Il giovane Daniel Giulianini debutta al Teatro alla Scala

Rimini

FORLÌ. Il colpo, l’occasione della vita a Daniel Giulianini, basso-baritono forlivese classe 1987 che vive a Forlimpopoli, è arrivata a soli 28 anni: nella carriera di un cantante lirico quella chance può venire solo dal palco del teatro alla Scala di Milano. Ed è proprio nel tempio della lirica che Giulianini debutterà in maggio come interprete nel ruolo di Larkens in La fanciulla del West, opera di Giacomo Puccini del 1910. Quello del cantante forlivese sarà un esordio tra i più precoci mai avvenuti: non è scontato nel mondo della lirica calcare l’Olimpo musicale e farlo tanto presto.

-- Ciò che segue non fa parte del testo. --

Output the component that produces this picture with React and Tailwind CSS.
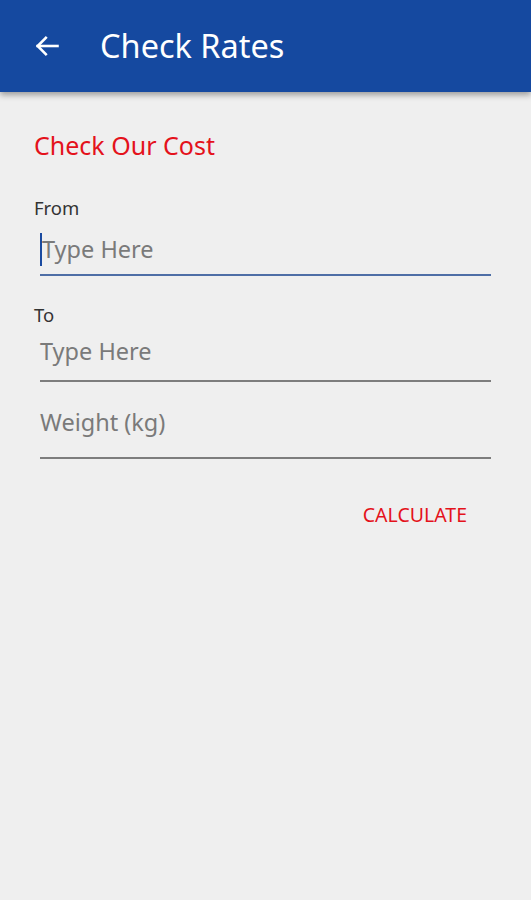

«Sono il più giovane italiano a debuttare alla Scala – gioisce il 28enne –, mi risulta che solo il grande Ettore Bastianini, 80 anni fa, affrontò quel palco prima, a 24 anni, nel Rigoletto», mentre mostra orgoglioso il contratto firmato lo scorso 30 novembre dal sovrintendente della Fondazione Teatro alla Scala, Alexander Pereira.

A volerlo nel cast, scegliendolo alle audizioni fra 600 candidati, il famoso direttore del teatro Riccardo Chailly.

«Mi sono presentato con un brano tratto da Ernani di Verdi, e ho notato – racconta – che mentre cantavo Chailly si è commosso. È stata un’emozione unica. Quell’aria l’avevo scelta perché mi ricorda la fragilità della mia infanzia».

Infatti, per Giulianini tutto parte e tutto ha inizio in un orfanotrofio della Bulgaria.

«Le mie origini sono bulgare – svela il ragazzo –, sono stato abbandonato in un istituto fino ai sei anni. Lì mancava tutto ma già mi piaceva cantare. Poi sono stato adottato e sono arrivato a Forlì: ero piccolino e mi esprimevo così, i miei genitori mi hanno assecondato».

È così che con tanto impegno, lavoro e sacrificio sono arrivati i primi risultati. Giulianini ha frequentato l’istituto “Angelo Masini” di Forlì, poi ha proseguito gli studi diplomandosi al conservatorio “Bruno Maderna” di Cesena, infine a Bologna alla Scuola dell’Opera del Teatro comunale. Adesso da 3 anni la sua carriera è avviata: gira i teatri del mondo, dalle sale italiane al Bolshoi di Mosca, Vienna, Tokio; ha due manager, tra i quali Michele Torpedine, lo stesso che segue i tre tenorini de Il Volo e, anche se la strada è ancora lunga, vede concretizzarsi i suoi sogni.

«Amo il mio lavoro e ho una moglie e un bimbo che adoro, tutti aspetti che mi danno la forza di dare il massimo e mettere alla prova le mie capacità. Grazie lo devo dire a coloro che, per primi, hanno creduto in me: il mio maestro Carlo Meliciani, e Riccardo Muti con sua moglie Cristina Mazzavillani, che mi portarono già a 19 anni su un palco e con i quali tuttora collaboro, come per l’ultima produzione di Bohème per il Ravenna festival, che abbiamo appena rappresentato anche in Lituania».

Lungo questo percorso «ho avuto anche qualche inciampo, ma in generale il mondo della lirica è costellato di insegnanti e persone splendide che sono state capaci di trasmettermi tanto. Mi dispiace vedere, però, che nella mia città per l’opera ci sia poca attenzione».

Ma adesso è ora di concentrarsi solo sul debutto di maggio: «Partiremo a marzo con le prove e ho già cominciato a studiare. La voce – spiega infatti – va allenata ogni giorno per non perdere in dinamicità, timbro e scioltezza. Inoltre bisogna scavare nella psicologia del personaggio. Il mio ruolo sarà quello del basso e faremo dieci repliche. Devo dire che nella mia carriera molto mi ha aiutato il mio calibro vocale, da basso-baritono, non sono tanti in Italia, una tessitura dal colore definito, ben centrata nello scuro ma nello stesso tempo chiaro e limpido».

E proprio a questa sua dote vocale si lega l’ambizione più grande: «Interpretare un giorno il Don Giovanni di Mozart, un ruolo cucito attorno a un basso o baritono, in un teatro importante».

Ma per certi traguardi non basta solo la bellezza vocale, «quello in una scala fino a 10 conta 4, il resto la fa l’interpretazione, ci vuole prima di tutto un grande artista».